** start of Working data **

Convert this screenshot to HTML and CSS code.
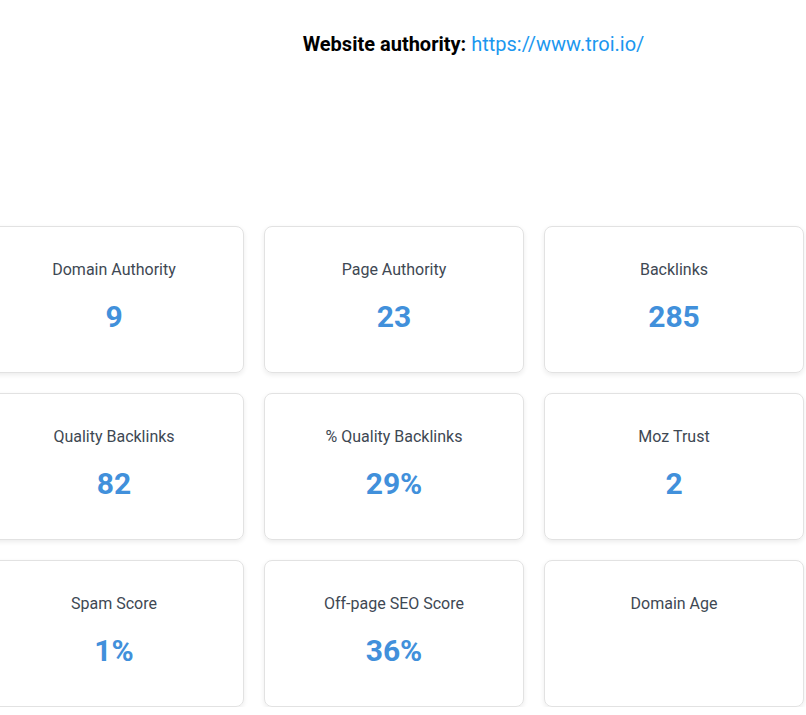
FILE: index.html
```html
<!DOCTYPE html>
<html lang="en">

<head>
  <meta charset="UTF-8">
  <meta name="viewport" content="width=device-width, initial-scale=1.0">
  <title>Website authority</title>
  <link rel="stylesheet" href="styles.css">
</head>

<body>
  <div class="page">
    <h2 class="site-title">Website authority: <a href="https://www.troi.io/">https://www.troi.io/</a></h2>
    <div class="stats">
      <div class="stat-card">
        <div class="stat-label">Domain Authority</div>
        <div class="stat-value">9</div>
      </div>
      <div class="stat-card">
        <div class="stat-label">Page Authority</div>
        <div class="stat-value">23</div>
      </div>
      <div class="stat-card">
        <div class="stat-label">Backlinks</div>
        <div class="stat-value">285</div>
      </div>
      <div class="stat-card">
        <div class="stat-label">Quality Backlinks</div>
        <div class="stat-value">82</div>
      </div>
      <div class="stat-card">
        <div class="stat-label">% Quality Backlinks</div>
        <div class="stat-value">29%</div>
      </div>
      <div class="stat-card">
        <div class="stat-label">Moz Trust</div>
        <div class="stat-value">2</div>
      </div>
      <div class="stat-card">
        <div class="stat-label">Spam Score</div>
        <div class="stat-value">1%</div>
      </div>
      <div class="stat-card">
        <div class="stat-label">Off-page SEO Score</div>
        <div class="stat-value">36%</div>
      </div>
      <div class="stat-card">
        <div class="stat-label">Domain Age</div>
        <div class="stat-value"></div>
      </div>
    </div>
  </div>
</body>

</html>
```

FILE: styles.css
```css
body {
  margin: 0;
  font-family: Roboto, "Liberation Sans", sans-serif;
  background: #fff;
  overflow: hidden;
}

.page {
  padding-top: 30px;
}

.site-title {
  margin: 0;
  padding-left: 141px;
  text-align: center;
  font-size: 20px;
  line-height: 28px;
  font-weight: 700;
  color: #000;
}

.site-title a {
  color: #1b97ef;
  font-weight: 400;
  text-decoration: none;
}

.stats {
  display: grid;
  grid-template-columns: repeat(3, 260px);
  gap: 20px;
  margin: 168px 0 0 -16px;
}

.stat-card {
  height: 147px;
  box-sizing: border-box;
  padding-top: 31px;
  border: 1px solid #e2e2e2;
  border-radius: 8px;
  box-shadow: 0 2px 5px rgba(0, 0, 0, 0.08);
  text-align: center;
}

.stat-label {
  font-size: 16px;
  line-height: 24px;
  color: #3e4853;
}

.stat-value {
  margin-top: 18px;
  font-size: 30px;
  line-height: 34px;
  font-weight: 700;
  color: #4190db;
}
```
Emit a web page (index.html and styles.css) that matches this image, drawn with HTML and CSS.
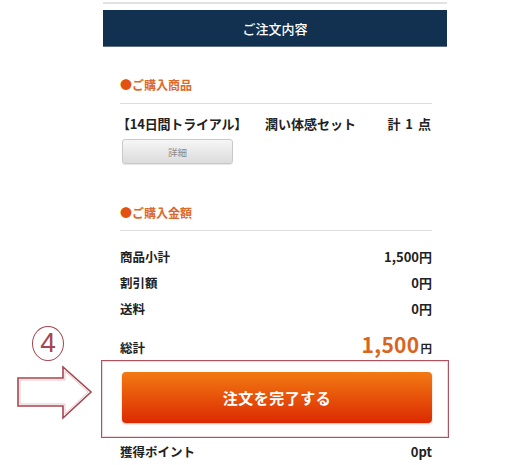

** end of Working data **

# Required work
Pictures are not part of the copy; output everything else in the records exactly.

# Complete output
Convert this screenshot to HTML and CSS code.
FILE: index.html
```html
<!DOCTYPE html>
<html lang="en">

<head>
  <meta charset="UTF-8">
  <meta name="viewport" content="width=device-width, initial-scale=1.0">
  <title>Website authority</title>
  <link rel="stylesheet" href="styles.css">
</head>

<body>
  <div class="page">
    <h2 class="site-title">Website authority: <a href="https://www.troi.io/">https://www.troi.io/</a></h2>
    <div class="stats">
      <div class="stat-card">
        <div class="stat-label">Domain Authority</div>
        <div class="stat-value">9</div>
      </div>
      <div class="stat-card">
        <div class="stat-label">Page Authority</div>
        <div class="stat-value">23</div>
      </div>
      <div class="stat-card">
        <div class="stat-label">Backlinks</div>
        <div class="stat-value">285</div>
      </div>
      <div class="stat-card">
        <div class="stat-label">Quality Backlinks</div>
        <div class="stat-value">82</div>
      </div>
      <div class="stat-card">
        <div class="stat-label">% Quality Backlinks</div>
        <div class="stat-value">29%</div>
      </div>
      <div class="stat-card">
        <div class="stat-label">Moz Trust</div>
        <div class="stat-value">2</div>
      </div>
      <div class="stat-card">
        <div class="stat-label">Spam Score</div>
        <div class="stat-value">1%</div>
      </div>
      <div class="stat-card">
        <div class="stat-label">Off-page SEO Score</div>
        <div class="stat-value">36%</div>
      </div>
      <div class="stat-card">
        <div class="stat-label">Domain Age</div>
        <div class="stat-value"></div>
      </div>
    </div>
  </div>
</body>

</html>
```

FILE: styles.css
```css
body {
  margin: 0;
  font-family: Roboto, "Liberation Sans", sans-serif;
  background: #fff;
  overflow: hidden;
}

.page {
  padding-top: 30px;
}

.site-title {
  margin: 0;
  padding-left: 141px;
  text-align: center;
  font-size: 20px;
  line-height: 28px;
  font-weight: 700;
  color: #000;
}

.site-title a {
  color: #1b97ef;
  font-weight: 400;
  text-decoration: none;
}

.stats {
  display: grid;
  grid-template-columns: repeat(3, 260px);
  gap: 20px;
  margin: 168px 0 0 -16px;
}

.stat-card {
  height: 147px;
  box-sizing: border-box;
  padding-top: 31px;
  border: 1px solid #e2e2e2;
  border-radius: 8px;
  box-shadow: 0 2px 5px rgba(0, 0, 0, 0.08);
  text-align: center;
}

.stat-label {
  font-size: 16px;
  line-height: 24px;
  color: #3e4853;
}

.stat-value {
  margin-top: 18px;
  font-size: 30px;
  line-height: 34px;
  font-weight: 700;
  color: #4190db;
}
```
Emit a web page (index.html and styles.css) that matches this image, drawn with HTML and CSS.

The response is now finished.